## Start DATA SEGMENT

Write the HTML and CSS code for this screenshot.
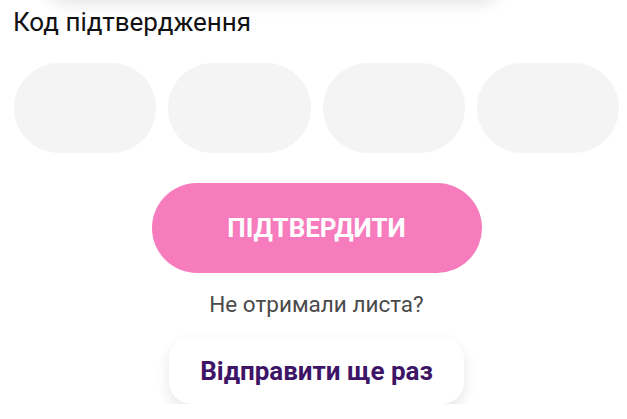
FILE: index.html
```html
<!DOCTYPE html>
<html lang="uk">
<head>
<meta charset="utf-8">
<link rel="stylesheet" href="styles.css">
</head>
<body>
<div class="page">
  <div class="prev-card"></div>
  <div class="label">Код підтвердження</div>
  <div class="code-row">
    <div class="code-box"></div>
    <div class="code-box"></div>
    <div class="code-box"></div>
    <div class="code-box"></div>
  </div>
  <div class="actions">
    <button class="confirm">ПІДТВЕРДИТИ</button>
    <div class="hint">Не отримали листа?</div>
    <button class="resend">Відправити ще раз</button>
  </div>
</div>
</body>
</html>
```

FILE: styles.css
```css
html, body {
  margin: 0;
  padding: 0;
  background: #ffffff;
  font-family: Roboto, "Liberation Sans", sans-serif;
  overflow: hidden;
}
.page {
  width: 605px;
  padding: 0 8px 0 14px;
}
.prev-card {
  height: 40px;
  margin: -40px 0 0 32px;
  width: 455px;
  border-radius: 20px;
  background: #fff;
  box-shadow: 0 4px 16px rgba(0, 0, 0, 0.10);
}
.label {
  margin-top: 7px;
  margin-left: -1px;
  font-size: 26px;
  line-height: 30px;
  color: #111;
}
.code-row {
  display: flex;
  gap: 12px;
  margin-top: 26px;
}
.code-box {
  flex: 1;
  height: 90px;
  border-radius: 45px;
  background: #f4f4f4;
}
.actions {
  display: flex;
  flex-direction: column;
  align-items: center;
}
.confirm {
  margin-top: 30px;
  width: 330px;
  height: 90px;
  border: none;
  border-radius: 45px;
  background: #f67cbd;
  color: #fff;
  font-family: Roboto, "Liberation Sans", sans-serif;
  font-weight: 700;
  font-size: 26px;
  padding: 0;
}
.hint {
  margin-top: 18px;
  font-size: 22.5px;
  line-height: 26px;
  color: #4a4a4a;
}
.resend {
  margin-top: 20px;
  width: 295px;
  height: 67px;
  border: none;
  border-radius: 22px;
  background: #fff;
  box-shadow: 0 6px 14px rgba(0, 0, 0, 0.10);
  color: #3e1566;
  font-family: Roboto, "Liberation Sans", sans-serif;
  font-weight: 700;
  font-size: 26px;
  padding: 0;
}
```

## End DATA SEGMENT

▸ **TASK GOAL**:
Transcribe the preceding listing in its entirety and with exact wording, leaving out pictures.

▸ **TASK SOLUTION**:
Write the HTML and CSS code for this screenshot.
FILE: index.html
```html
<!DOCTYPE html>
<html lang="uk">
<head>
<meta charset="utf-8">
<link rel="stylesheet" href="styles.css">
</head>
<body>
<div class="page">
  <div class="prev-card"></div>
  <div class="label">Код підтвердження</div>
  <div class="code-row">
    <div class="code-box"></div>
    <div class="code-box"></div>
    <div class="code-box"></div>
    <div class="code-box"></div>
  </div>
  <div class="actions">
    <button class="confirm">ПІДТВЕРДИТИ</button>
    <div class="hint">Не отримали листа?</div>
    <button class="resend">Відправити ще раз</button>
  </div>
</div>
</body>
</html>
```

FILE: styles.css
```css
html, body {
  margin: 0;
  padding: 0;
  background: #ffffff;
  font-family: Roboto, "Liberation Sans", sans-serif;
  overflow: hidden;
}
.page {
  width: 605px;
  padding: 0 8px 0 14px;
}
.prev-card {
  height: 40px;
  margin: -40px 0 0 32px;
  width: 455px;
  border-radius: 20px;
  background: #fff;
  box-shadow: 0 4px 16px rgba(0, 0, 0, 0.10);
}
.label {
  margin-top: 7px;
  margin-left: -1px;
  font-size: 26px;
  line-height: 30px;
  color: #111;
}
.code-row {
  display: flex;
  gap: 12px;
  margin-top: 26px;
}
.code-box {
  flex: 1;
  height: 90px;
  border-radius: 45px;
  background: #f4f4f4;
}
.actions {
  display: flex;
  flex-direction: column;
  align-items: center;
}
.confirm {
  margin-top: 30px;
  width: 330px;
  height: 90px;
  border: none;
  border-radius: 45px;
  background: #f67cbd;
  color: #fff;
  font-family: Roboto, "Liberation Sans", sans-serif;
  font-weight: 700;
  font-size: 26px;
  padding: 0;
}
.hint {
  margin-top: 18px;
  font-size: 22.5px;
  line-height: 26px;
  color: #4a4a4a;
}
.resend {
  margin-top: 20px;
  width: 295px;
  height: 67px;
  border: none;
  border-radius: 22px;
  background: #fff;
  box-shadow: 0 6px 14px rgba(0, 0, 0, 0.10);
  color: #3e1566;
  font-family: Roboto, "Liberation Sans", sans-serif;
  font-weight: 700;
  font-size: 26px;
  padding: 0;
}
```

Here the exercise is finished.